Exercise objective: Show every line containing "this" by copying it.
-- Start --
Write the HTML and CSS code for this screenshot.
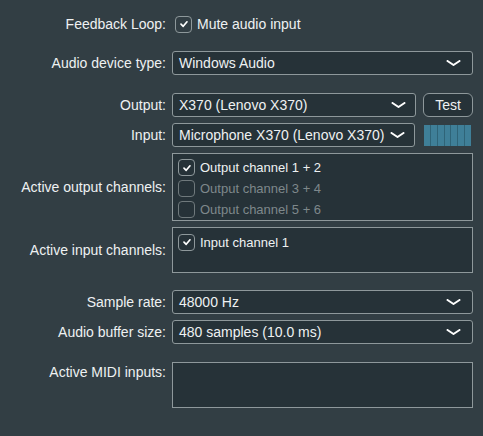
FILE: index.html
```html
<!DOCTYPE html>
<html>
<head>
<meta charset="utf-8">
<link rel="stylesheet" href="styles.css">
</head>
<body>
<div class="panel">
  <div class="row r-feedback">
    <div class="label">Feedback Loop:</div>
    <div class="ctrl toggle">
      <span class="cb checked"><svg viewBox="0 0 10 10" width="10" height="10"><path d="M2 5.2 L4.2 7.3 L8 2.8" /></svg></span>
      <span class="toggle-text">Mute audio input</span>
    </div>
  </div>

  <div class="row r-type">
    <div class="label">Audio device type:</div>
    <div class="ctrl combo"><span>Windows Audio</span><svg class="chev" viewBox="0 0 15 6" width="15" height="6"><path d="M1.5 1 L7.5 5 L13.5 1"/></svg></div>
  </div>

  <div class="row r-output">
    <div class="label">Output:</div>
    <div class="ctrl split">
      <div class="combo grow"><span>X370 (Lenovo X370)</span><svg class="chev" viewBox="0 0 15 6" width="15" height="6"><path d="M1.5 1 L7.5 5 L13.5 1"/></svg></div>
      <div class="btn">Test</div>
    </div>
  </div>

  <div class="row r-input">
    <div class="label">Input:</div>
    <div class="ctrl split">
      <div class="combo grow"><span>Microphone X370 (Lenovo X370)</span><svg class="chev" viewBox="0 0 15 6" width="15" height="6"><path d="M1.5 1 L7.5 5 L13.5 1"/></svg></div>
      <div class="meter"><i></i><i></i><i></i><i></i><i></i><i></i><i></i></div>
    </div>
  </div>

  <div class="row r-outch">
    <div class="label">Active output channels:</div>
    <div class="ctrl list list-out">
      <div class="item"><span class="cb checked"><svg viewBox="0 0 10 10" width="10" height="10"><path d="M2 5.2 L4.2 7.3 L8 2.8" /></svg></span>Output channel 1 + 2</div>
      <div class="item off"><span class="cb"></span>Output channel 3 + 4</div>
      <div class="item off"><span class="cb"></span>Output channel 5 + 6</div>
    </div>
  </div>

  <div class="row r-inch">
    <div class="label">Active input channels:</div>
    <div class="ctrl list list-in">
      <div class="item"><span class="cb checked"><svg viewBox="0 0 10 10" width="10" height="10"><path d="M2 5.2 L4.2 7.3 L8 2.8" /></svg></span>Input channel 1</div>
    </div>
  </div>

  <div class="row r-rate">
    <div class="label">Sample rate:</div>
    <div class="ctrl combo"><span>48000 Hz</span><svg class="chev" viewBox="0 0 15 6" width="15" height="6"><path d="M1.5 1 L7.5 5 L13.5 1"/></svg></div>
  </div>

  <div class="row r-buf">
    <div class="label">Audio buffer size:</div>
    <div class="ctrl combo"><span>480 samples (10.0 ms)</span><svg class="chev" viewBox="0 0 15 6" width="15" height="6"><path d="M1.5 1 L7.5 5 L13.5 1"/></svg></div>
  </div>

  <div class="row r-midi top">
    <div class="label">Active MIDI inputs:</div>
    <div class="ctrl list list-midi"></div>
  </div>
</div>
</body>
</html>
```

FILE: styles.css
```css
html, body {
  margin: 0;
  padding: 0;
  background: #323e44;
}
body {
  width: 483px;
  height: 436px;
  overflow: hidden;
  font-family: "Liberation Sans", Arial, sans-serif;
  font-size: 14px;
  color: #eef1f2;
}
.panel {
  display: flex;
  flex-direction: column;
  padding: 15px 10px 0 0;
}
.row {
  display: grid;
  grid-template-columns: 166px 301px;
  column-gap: 6px;
  align-items: center;
}
.row.top {
  align-items: start;
}
.label {
  text-align: right;
  white-space: nowrap;
}
.top .label {
  line-height: 20px;
}
.r-feedback { height: 18px; }
.r-type { margin-top: 18px; }
.r-output { margin-top: 18px; }
.r-input { margin-top: 6px; }
.r-outch { margin-top: 6px; }
.r-inch { margin-top: 6px; }
.r-rate { margin-top: 17px; }
.r-buf { margin-top: 6px; }
.r-midi { margin-top: 18px; }

.toggle {
  display: flex;
  align-items: center;
  gap: 5px;
  padding-left: 3px;
}
.cb {
  box-sizing: border-box;
  width: 17px;
  height: 17px;
  border: 1px solid #8e989b;
  border-radius: 4px;
  display: inline-flex;
  align-items: center;
  justify-content: center;
  flex: none;
}
.cb svg path {
  fill: none;
  stroke: #ffffff;
  stroke-width: 1.7;
  stroke-linecap: round;
  stroke-linejoin: round;
}

.combo {
  box-sizing: border-box;
  height: 24px;
  background: #263238;
  border: 1px solid #8e989b;
  border-radius: 3px;
  display: flex;
  align-items: center;
  justify-content: space-between;
  padding: 0 11px 0 6px;
  white-space: nowrap;
}
.chev {
  flex: none;
}
.chev path {
  fill: none;
  stroke: #ffffff;
  stroke-width: 2;
  stroke-linecap: round;
  stroke-linejoin: round;
}
.split {
  display: flex;
  align-items: center;
  gap: 7px;
}
.grow {
  flex: 1;
  padding-right: 9px;
}
.btn {
  box-sizing: border-box;
  width: 50px;
  height: 24px;
  border: 1px solid #8e989b;
  border-radius: 6px;
  background: #263238;
  display: flex;
  align-items: center;
  justify-content: center;
}
.meter {
  box-sizing: border-box;
  width: 47px;
  height: 21px;
  margin: 0 2px 0 2px;
  display: flex;
  background: #2f6478;
  gap: 1px;
}
.meter i {
  flex: 1;
  background: #3f7f98;
}
.list {
  box-sizing: border-box;
  background: #263238;
  border: 1px solid #8e989b;
  display: flex;
  flex-direction: column;
  padding: 3px 0 0 5px;
}
.list-out { height: 68px; }
.list-in { height: 46px; }
.list-midi { height: 46px; }
.item {
  height: 22px;
  display: flex;
  align-items: center;
  gap: 5px;
  font-size: 13px;
  white-space: nowrap;
}
.item.off {
  color: #7e888b;
}
.item.off .cb {
  border-color: #6f797c;
}
```
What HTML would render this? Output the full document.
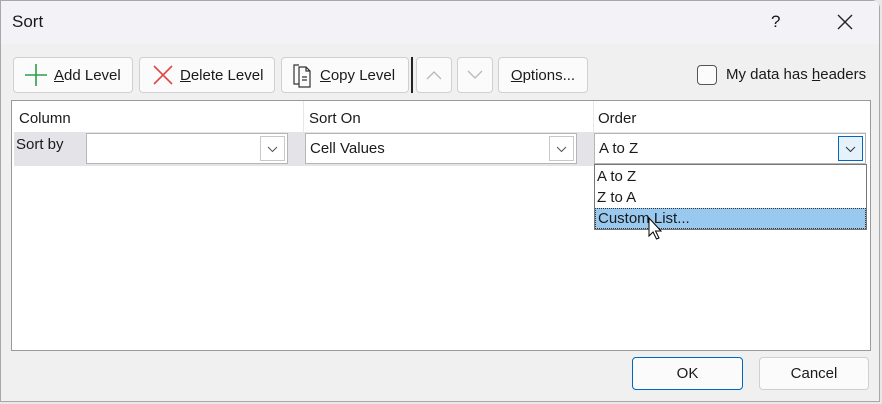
<!DOCTYPE html>
<html><head><style>
*{box-sizing:border-box;margin:0;padding:0}
body{width:882px;height:404px;background:#e8e8e8;font-family:"Liberation Sans",sans-serif;font-size:15px;color:#1a1a1a;position:relative;overflow:hidden}
.dlg{position:absolute;left:0;top:0;width:880px;height:402px;background:#f0f0f0;box-shadow:inset 0 0 0 1px #a8a8a8;border-radius:0 8px 0 0;overflow:hidden}
.title{position:absolute;left:1px;top:1px;width:878px;height:43px;background:#f3f2f7}
.a{position:absolute}
.btn{position:absolute;background:#fbfbfb;border:1px solid #d0d0d0;border-radius:4px;display:flex;align-items:center;justify-content:center;font-size:15px}
u{text-decoration:underline}
.grid{position:absolute;left:11px;top:100px;width:860px;height:251px;background:#fff;border:1px solid #9a9a9a}
.combo{position:absolute;background:#fff;border:1px solid #b5b5b5;height:31px;font-size:15px;padding:6px 4px}
.dd{position:absolute;top:2px;right:2px;width:25px;height:25px;border:1px solid #c8c8c8;background:#fff}
</style></head><body>
<div class="dlg">
<div class="title"></div>
<div class="a" style="left:12px;top:12px;font-size:17px">Sort</div>
<div class="a" style="left:771px;top:12px;font-size:17px">?</div>
<svg class="a" style="left:837px;top:14px" width="16" height="16"><path d="M1 1L15 15M15 1L1 15" stroke="#222" stroke-width="1.4"/></svg>

<div class="btn" style="left:13px;top:57px;width:120px;height:36px;justify-content:flex-start;padding-left:10px">
<svg width="24" height="24" style="margin-right:6px"><path d="M12 1V23M1 12H23" stroke="#2e9e48" stroke-width="1.6"/></svg><span><u>A</u>dd Level</span></div>
<div class="btn" style="left:139px;top:57px;width:136px;height:36px;justify-content:flex-start;padding-left:12px">
<svg width="22" height="22" style="margin-right:6px"><path d="M2 2L20 20M20 2L2 20" stroke="#e04848" stroke-width="1.6"/></svg><span><u>D</u>elete Level</span></div>
<div class="btn" style="left:281px;top:57px;width:128px;height:36px;justify-content:flex-start;padding-left:10px">
<svg width="26" height="26" style="margin-right:2px"><path d="M7 3H2V22H7M7 5H14L18 9V25H7Z M14 5V9H18 M10 15H15M10 18H15" fill="none" stroke="#333" stroke-width="1.2"/></svg><span><u>C</u>opy Level</span></div>
<div class="a" style="left:411px;top:57px;width:2px;height:36px;background:#222"></div>
<div class="btn" style="left:416px;top:57px;width:36px;height:36px"><svg width="16" height="10"><path d="M1 9L8 2L15 9" fill="none" stroke="#b8b8b8" stroke-width="1.3"/></svg></div>
<div class="btn" style="left:457px;top:57px;width:36px;height:36px"><svg width="16" height="10"><path d="M1 1L8 8L15 1" fill="none" stroke="#b8b8b8" stroke-width="1.3"/></svg></div>
<div class="btn" style="left:498px;top:57px;width:90px;height:36px"><span><u>O</u>ptions...</span></div>
<div class="a" style="left:697px;top:65px;width:20px;height:20px;border:1px solid #555;border-radius:4px;background:#fbfbfb"></div>
<div class="a" style="left:726px;top:66px">My data has <u>h</u>eaders</div>

<div class="grid">
<div class="a" style="left:7px;top:9px">Column</div>
<div class="a" style="left:297px;top:9px">Sort On</div>
<div class="a" style="left:586px;top:9px">Order</div>
<div class="a" style="left:291px;top:0;width:1px;height:31px;background:#e8e8e8"></div>
<div class="a" style="left:581px;top:0;width:1px;height:31px;background:#e8e8e8"></div>
<div class="a" style="left:2px;top:31px;width:852px;height:34px;background:#e4e3e8"></div>
<div class="a" style="left:4px;top:35px">Sort by</div>
<div class="combo" style="left:74px;top:32px;width:202px"><div class="dd"><svg width="23" height="23"><path d="M7 10L11.5 14.5L16 10" fill="none" stroke="#555" stroke-width="1"/></svg></div></div>
<div class="combo" style="left:293px;top:32px;width:272px">Cell Values<div class="dd"><svg width="23" height="23"><path d="M7 10L11.5 14.5L16 10" fill="none" stroke="#555" stroke-width="1"/></svg></div></div>
<div class="combo" style="left:582px;top:32px;width:272px">A to Z<div class="dd" style="border-color:#0067c0;background:#e5f1fb"><svg width="23" height="23"><path d="M7 10L11.5 14.5L16 10" fill="none" stroke="#333" stroke-width="1"/></svg></div></div>
<div class="a" style="left:582px;top:63px;width:273px;height:66px;border:1px solid #777;background:#fff;font-size:15px">
<div class="a" style="left:2px;top:3px">A to Z</div>
<div class="a" style="left:2px;top:24px">Z to A</div>
<div class="a" style="left:0;top:43px;width:271px;height:21px;background:#99c9ef;border:1px dotted #333;padding:0 2px;line-height:19px">Custom List...</div>
</div>
<svg class="a" style="left:636px;top:116px" width="20" height="28"><path d="M1 1V19L5 15L8.5 22L11 21L7.5 14H13Z" fill="#fff" stroke="#000" stroke-width="1"/></svg>
</div>

<div class="btn" style="left:632px;top:357px;width:111px;height:33px;border-color:#0067c0">OK</div>
<div class="btn" style="left:759px;top:357px;width:110px;height:33px">Cancel</div>
</div>
</body></html>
-- End --
Written response:
Write the HTML and CSS code for this screenshot.
What HTML would render this? Output the full document.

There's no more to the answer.